We should not mix up correlation with causality. However, we strongly believe that the changes we made in the relationship between the team and the stakeholders had a positive effect. Even in such a way that reducing team size had no effect on the amount of story points.

Bottom line: focus on a solid scrum setup with good communication lines, working towards end-user value, clear priorities,… all of these can make a team almost twice as efficient for the organisation.

Key takeaways

In summary, these are the most important takeaways.

Focus on outcome (for users), not on output.

Which problems are your users trying to solve? What are their needs, concerns, pains,… Use these insights as guiding principles. Try to create customer value as fast as possible. Or to phrase one of the scrum principles, maximize the amount of work not done.

Focus on problems, not on solutions.

It is not about the needle, it is about the haystack. Don’t start with technical solutions for assumed problems. Search for brilliant problems first, and match solutions afterwards.

Reduce levels of management

Try to get as close as possible to the 3 scrum roles. A product owner to prioritize around user value, a scrum master to facilitate the process and remove impediments, and a cross-functional empowered team of experts.

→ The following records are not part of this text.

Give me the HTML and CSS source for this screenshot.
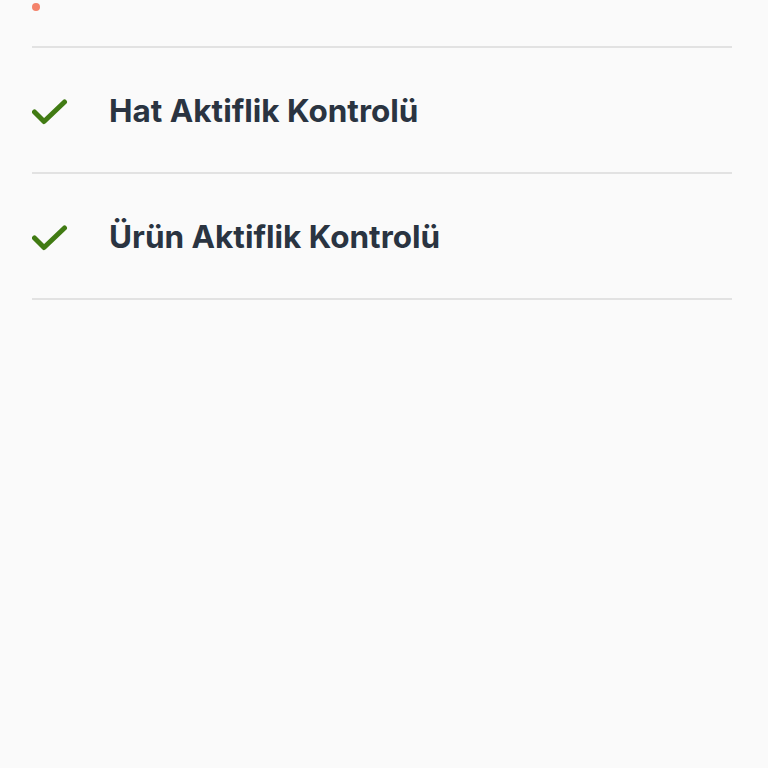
FILE: index.html
```html
<!DOCTYPE html>
<html lang="tr">
<head>
<meta charset="utf-8">
<link rel="stylesheet" href="styles.css">
</head>
<body>
<div class="page">
  <div class="top">
    <span class="dot"></span>
  </div>
  <ul class="list">
    <li class="row">
      <svg class="check" viewBox="0 0 36 26" width="36" height="26"><path d="M2.5 13 L12 22.5 L32.5 3" fill="none" stroke="#417b13" stroke-width="5" stroke-linecap="round" stroke-linejoin="round"/></svg>
      <span class="label">Hat Aktiflik Kontrolü</span>
    </li>
    <li class="row">
      <svg class="check" viewBox="0 0 36 26" width="36" height="26"><path d="M2.5 13 L12 22.5 L32.5 3" fill="none" stroke="#417b13" stroke-width="5" stroke-linecap="round" stroke-linejoin="round"/></svg>
      <span class="label">Ürün Aktiflik Kontrolü</span>
    </li>
  </ul>
</div>
</body>
</html>
```
FILE: styles.css
```css
html, body {
  margin: 0;
  padding: 0;
  background: #fafafa;
  height: 100%;
}
.page {
  padding: 0 36px 0 32px;
  font-family: "Inter", "Noto Sans", sans-serif;
}
.top {
  height: 46px;
  border-bottom: 2px solid #e2e2e2;
  position: relative;
}
.dot {
  position: absolute;
  left: 0;
  top: 3px;
  width: 8px;
  height: 8px;
  border-radius: 50%;
  background: #f4836b;
}
.list {
  list-style: none;
  margin: 0;
  padding: 0;
}
.row {
  display: flex;
  align-items: center;
  height: 124px;
  border-bottom: 2px solid #e2e2e2;
}
.check {
  flex: none;
  width: 36px;
  height: 26px;
  margin-top: 4px;
}
.label {
  margin-left: 41px;
  font-size: 31.5px;
  font-weight: 700;
  color: #2a3441;
}
```
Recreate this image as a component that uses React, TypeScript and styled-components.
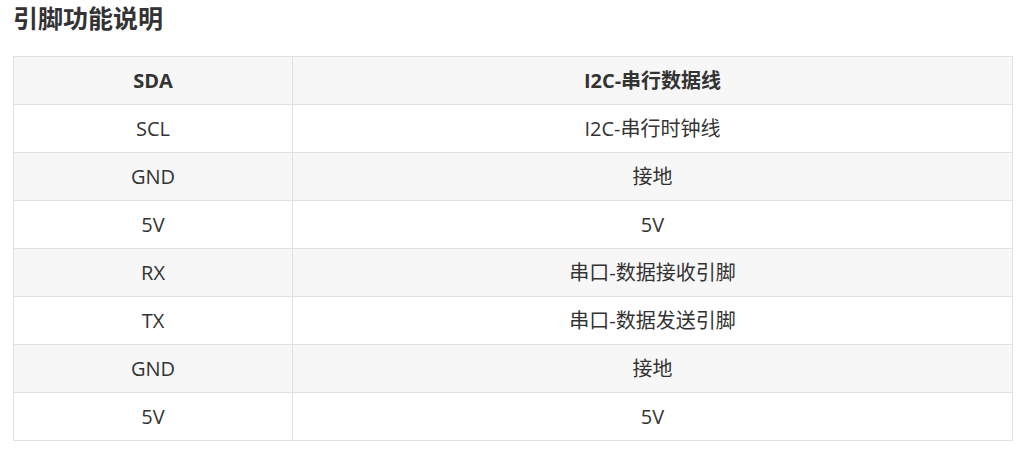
import * as React from "react";
import styled, { createGlobalStyle } from "styled-components";

const GlobalStyle = createGlobalStyle`
  body {
    margin: 0;
    background: #fff;
    font-family: "Open Sans", "Noto Sans CJK SC", sans-serif;
    color: #333;
  }
`;

const Page = styled.div`
  padding: 0 6px 0 13px;
`;

const Title = styled.h3`
  margin: 0 0 21px;
  font-size: 25px;
  line-height: 35px;
  font-weight: 700;
  color: #333;
  font-family: "Noto Sans CJK SC", sans-serif;
`;

const Table = styled.table`
  width: 1000px;
  border-collapse: collapse;
  font-size: 20px;
`;

const Row = styled.tr<{ $shaded: boolean }>`
  background: ${(p) => (p.$shaded ? "#f7f7f7" : "#fff")};
`;

const Cell = styled.td<{ $head?: boolean }>`
  border: 1px solid #dfe2e5;
  height: 47px;
  padding: 0 13px;
  text-align: center;
  line-height: 28px;
  font-weight: ${(p) => (p.$head ? 700 : 400)};
  &:first-child {
    width: 252px;
  }
`;

const rows: [string, string][] = [
  ["SDA", "I2C-串行数据线"],
  ["SCL", "I2C-串行时钟线"],
  ["GND", "接地"],
  ["5V", "5V"],
  ["RX", "串口-数据接收引脚"],
  ["TX", "串口-数据发送引脚"],
  ["GND", "接地"],
  ["5V", "5V"],
];

const App = () => (
  <Page>
    <GlobalStyle />
    <Title>引脚功能说明</Title>
    <Table>
      <tbody>
        {rows.map(([pin, desc], i) => (
          <Row key={i} $shaded={i % 2 === 0}>
            <Cell $head={i === 0}>{pin}</Cell>
            <Cell $head={i === 0}>{desc}</Cell>
          </Row>
        ))}
      </tbody>
    </Table>
  </Page>
);

export default App;
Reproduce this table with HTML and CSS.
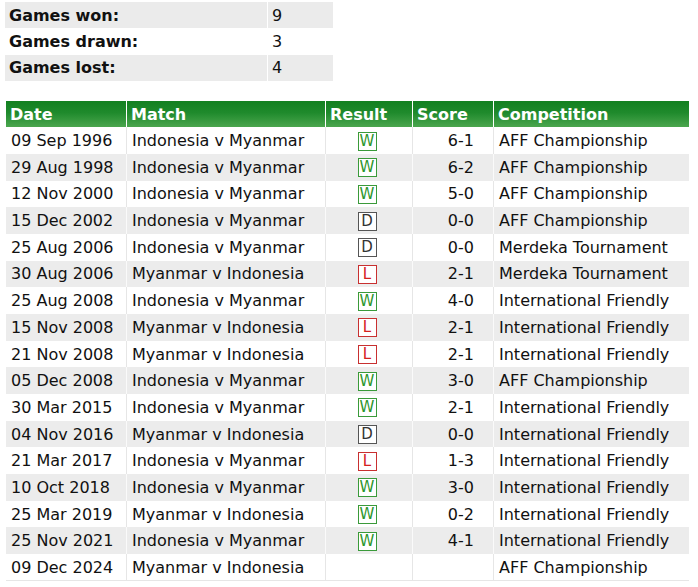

Any other type of project management role will add waste to the process.

Let it go

As a product owner and scrum master, let go of micromanagement, and give the ownership and responsibility to the team.

Aim for transparency, inspection and adaptation

These three pillars are the core of empirical process control. Make everything in and around your scrum team as transparent as possible.

Build everything around a stable product team

A team can only transform when there is enough safety. Stability in stakeholders and product focus is key.

“We are uncovering better ways…”

This is the first sentence of the Agile Manifesto, and perhaps the most important. This article is only a snapshot. It is very humble as well. We tried a lot of things, and some of those things worked. But there is no silver bullet. We operate in a constantly changing environments. So we must be vigilant all the time and keep on transforming.